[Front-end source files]
(begin)

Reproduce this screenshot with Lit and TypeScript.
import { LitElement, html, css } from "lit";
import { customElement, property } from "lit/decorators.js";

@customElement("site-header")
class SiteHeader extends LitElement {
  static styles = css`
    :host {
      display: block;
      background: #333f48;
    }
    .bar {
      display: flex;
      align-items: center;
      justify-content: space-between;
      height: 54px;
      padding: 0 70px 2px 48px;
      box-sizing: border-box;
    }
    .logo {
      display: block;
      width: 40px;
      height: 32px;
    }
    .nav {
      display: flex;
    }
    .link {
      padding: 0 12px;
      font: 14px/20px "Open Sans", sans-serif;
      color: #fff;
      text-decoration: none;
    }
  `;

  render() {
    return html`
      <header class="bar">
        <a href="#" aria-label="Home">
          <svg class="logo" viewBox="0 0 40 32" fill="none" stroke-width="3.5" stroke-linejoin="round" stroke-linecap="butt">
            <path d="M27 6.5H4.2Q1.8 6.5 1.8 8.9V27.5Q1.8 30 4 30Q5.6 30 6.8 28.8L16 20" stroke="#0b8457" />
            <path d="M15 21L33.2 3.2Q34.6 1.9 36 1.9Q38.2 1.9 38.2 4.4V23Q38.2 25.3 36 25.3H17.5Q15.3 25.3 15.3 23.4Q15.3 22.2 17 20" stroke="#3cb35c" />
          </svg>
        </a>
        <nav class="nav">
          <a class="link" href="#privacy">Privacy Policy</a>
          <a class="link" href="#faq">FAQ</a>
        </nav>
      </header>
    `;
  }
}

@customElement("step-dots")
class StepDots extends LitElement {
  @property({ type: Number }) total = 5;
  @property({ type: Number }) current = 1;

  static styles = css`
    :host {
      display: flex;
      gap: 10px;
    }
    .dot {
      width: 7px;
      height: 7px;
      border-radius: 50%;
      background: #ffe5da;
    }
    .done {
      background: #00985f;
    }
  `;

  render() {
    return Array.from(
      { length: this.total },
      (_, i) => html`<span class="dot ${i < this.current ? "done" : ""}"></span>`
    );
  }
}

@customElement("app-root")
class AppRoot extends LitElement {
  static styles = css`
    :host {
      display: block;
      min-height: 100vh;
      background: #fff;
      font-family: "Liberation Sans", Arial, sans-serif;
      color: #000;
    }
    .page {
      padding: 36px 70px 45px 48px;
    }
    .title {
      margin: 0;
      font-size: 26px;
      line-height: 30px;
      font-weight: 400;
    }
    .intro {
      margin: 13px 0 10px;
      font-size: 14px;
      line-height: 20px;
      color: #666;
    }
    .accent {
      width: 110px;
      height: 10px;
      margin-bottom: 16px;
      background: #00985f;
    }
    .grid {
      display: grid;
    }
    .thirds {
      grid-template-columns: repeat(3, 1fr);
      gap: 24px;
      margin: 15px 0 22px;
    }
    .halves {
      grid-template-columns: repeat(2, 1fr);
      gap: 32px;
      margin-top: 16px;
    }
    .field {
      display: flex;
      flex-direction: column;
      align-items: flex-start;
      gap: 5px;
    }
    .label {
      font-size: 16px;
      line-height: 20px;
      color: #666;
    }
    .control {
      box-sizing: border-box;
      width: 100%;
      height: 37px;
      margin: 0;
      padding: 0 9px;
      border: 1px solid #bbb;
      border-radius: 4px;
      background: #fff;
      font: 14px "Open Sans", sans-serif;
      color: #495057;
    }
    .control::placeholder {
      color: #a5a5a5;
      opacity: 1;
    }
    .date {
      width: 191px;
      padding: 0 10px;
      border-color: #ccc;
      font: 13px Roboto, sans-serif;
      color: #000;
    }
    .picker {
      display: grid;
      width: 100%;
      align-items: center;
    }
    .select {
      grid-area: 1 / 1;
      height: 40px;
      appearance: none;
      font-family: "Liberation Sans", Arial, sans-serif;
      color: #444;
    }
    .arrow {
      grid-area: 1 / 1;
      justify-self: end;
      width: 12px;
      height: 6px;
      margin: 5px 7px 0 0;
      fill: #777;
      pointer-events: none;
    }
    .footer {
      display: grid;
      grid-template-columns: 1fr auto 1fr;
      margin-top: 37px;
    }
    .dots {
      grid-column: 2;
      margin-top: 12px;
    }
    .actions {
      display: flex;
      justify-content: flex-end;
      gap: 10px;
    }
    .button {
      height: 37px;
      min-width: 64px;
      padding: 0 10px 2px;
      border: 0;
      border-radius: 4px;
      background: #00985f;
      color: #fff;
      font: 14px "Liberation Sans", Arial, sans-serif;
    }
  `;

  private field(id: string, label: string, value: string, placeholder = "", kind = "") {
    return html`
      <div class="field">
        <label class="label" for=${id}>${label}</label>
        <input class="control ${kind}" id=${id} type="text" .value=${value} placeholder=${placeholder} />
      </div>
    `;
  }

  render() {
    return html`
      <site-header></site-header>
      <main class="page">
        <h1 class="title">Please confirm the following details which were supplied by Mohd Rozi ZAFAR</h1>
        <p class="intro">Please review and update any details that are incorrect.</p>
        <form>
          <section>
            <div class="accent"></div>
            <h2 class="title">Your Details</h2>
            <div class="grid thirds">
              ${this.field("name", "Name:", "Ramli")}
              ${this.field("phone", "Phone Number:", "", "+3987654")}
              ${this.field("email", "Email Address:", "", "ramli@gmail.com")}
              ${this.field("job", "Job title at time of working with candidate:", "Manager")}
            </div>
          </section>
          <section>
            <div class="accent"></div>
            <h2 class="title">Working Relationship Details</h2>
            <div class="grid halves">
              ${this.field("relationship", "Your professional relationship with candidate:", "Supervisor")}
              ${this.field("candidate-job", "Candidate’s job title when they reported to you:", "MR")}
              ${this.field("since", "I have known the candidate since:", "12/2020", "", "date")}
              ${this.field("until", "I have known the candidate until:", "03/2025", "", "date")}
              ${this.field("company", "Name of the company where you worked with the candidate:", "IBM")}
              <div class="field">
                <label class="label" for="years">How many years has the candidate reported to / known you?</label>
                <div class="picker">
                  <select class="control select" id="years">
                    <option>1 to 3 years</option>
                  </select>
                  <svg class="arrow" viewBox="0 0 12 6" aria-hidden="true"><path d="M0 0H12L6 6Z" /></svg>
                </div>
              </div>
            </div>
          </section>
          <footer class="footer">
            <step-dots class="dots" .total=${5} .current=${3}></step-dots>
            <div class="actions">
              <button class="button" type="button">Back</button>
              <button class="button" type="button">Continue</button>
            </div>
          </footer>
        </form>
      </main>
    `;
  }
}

(end)
(begin)

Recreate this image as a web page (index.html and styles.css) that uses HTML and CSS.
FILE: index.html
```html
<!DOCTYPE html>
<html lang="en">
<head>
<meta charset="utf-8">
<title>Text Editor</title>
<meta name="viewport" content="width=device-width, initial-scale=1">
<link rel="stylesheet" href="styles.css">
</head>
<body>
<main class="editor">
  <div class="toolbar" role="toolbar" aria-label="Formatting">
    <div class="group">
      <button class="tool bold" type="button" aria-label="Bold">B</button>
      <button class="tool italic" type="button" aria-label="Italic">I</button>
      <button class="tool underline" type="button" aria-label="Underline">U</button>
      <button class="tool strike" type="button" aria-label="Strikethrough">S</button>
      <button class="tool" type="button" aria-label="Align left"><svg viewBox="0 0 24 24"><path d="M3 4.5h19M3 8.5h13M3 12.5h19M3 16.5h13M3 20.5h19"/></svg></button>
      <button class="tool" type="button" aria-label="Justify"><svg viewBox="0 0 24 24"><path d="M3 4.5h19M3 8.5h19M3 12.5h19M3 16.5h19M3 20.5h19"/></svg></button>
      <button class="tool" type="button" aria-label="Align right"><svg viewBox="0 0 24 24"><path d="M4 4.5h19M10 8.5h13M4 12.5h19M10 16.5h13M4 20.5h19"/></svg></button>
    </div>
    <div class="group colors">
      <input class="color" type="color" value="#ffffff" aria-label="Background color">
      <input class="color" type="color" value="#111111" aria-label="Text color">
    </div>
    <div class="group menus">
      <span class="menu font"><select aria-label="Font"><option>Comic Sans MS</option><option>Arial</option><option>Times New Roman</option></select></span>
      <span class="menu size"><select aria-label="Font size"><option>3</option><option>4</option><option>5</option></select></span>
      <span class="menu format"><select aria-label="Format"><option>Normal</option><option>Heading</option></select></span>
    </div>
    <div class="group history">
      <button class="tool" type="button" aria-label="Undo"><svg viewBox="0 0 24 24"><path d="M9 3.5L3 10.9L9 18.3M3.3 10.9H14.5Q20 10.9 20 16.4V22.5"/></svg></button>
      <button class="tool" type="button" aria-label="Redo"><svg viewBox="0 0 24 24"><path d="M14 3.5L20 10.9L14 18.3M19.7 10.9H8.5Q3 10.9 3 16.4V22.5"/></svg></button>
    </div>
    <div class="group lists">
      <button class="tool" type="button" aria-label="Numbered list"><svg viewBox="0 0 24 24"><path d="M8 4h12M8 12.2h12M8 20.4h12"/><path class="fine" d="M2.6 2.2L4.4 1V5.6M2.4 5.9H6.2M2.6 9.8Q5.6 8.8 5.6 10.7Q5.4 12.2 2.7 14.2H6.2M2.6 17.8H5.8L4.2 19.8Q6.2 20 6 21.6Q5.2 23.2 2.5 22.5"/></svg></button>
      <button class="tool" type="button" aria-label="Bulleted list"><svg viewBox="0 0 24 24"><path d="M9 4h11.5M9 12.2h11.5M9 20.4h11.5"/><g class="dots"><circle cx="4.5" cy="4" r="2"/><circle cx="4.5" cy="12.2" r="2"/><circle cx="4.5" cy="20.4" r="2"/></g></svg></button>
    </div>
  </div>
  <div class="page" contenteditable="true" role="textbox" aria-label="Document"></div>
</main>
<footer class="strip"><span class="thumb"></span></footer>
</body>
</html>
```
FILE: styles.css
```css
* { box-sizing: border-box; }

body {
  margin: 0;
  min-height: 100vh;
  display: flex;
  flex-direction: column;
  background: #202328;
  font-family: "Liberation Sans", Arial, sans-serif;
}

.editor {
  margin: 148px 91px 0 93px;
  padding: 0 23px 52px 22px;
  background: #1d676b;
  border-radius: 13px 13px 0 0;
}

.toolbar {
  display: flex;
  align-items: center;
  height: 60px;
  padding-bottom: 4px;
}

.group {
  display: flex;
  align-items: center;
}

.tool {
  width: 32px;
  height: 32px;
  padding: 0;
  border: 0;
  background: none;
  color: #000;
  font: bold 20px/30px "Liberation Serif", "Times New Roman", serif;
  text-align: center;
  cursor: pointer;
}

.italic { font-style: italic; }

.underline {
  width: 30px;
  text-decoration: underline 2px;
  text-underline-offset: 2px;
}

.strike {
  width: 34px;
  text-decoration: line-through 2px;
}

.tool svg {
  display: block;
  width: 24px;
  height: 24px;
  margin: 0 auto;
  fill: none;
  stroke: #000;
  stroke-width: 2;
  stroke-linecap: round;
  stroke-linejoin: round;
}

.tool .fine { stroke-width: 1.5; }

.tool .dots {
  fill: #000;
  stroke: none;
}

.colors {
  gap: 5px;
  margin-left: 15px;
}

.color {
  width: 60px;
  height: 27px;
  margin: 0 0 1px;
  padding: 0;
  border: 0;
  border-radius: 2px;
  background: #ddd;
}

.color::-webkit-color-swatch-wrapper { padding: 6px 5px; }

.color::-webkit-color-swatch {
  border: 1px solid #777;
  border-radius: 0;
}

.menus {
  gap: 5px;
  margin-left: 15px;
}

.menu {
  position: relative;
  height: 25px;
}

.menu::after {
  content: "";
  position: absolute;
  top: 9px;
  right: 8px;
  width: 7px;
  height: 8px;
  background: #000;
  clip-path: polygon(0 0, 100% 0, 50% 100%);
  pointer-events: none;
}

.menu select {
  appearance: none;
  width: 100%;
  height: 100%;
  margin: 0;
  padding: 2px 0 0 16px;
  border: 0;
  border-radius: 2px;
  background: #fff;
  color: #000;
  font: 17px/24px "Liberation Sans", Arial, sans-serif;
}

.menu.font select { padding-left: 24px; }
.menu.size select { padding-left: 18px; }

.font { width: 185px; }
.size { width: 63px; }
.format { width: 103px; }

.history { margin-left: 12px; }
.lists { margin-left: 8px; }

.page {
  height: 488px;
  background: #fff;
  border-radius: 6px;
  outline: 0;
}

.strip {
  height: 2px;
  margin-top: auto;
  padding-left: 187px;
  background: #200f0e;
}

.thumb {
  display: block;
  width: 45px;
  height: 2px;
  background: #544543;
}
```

(end)

Problem statement: Using the records given above, list every line that includes the word "index".

Finished exercise:
Recreate this image as a web page (index.html and styles.css) that uses HTML and CSS.
FILE: index.html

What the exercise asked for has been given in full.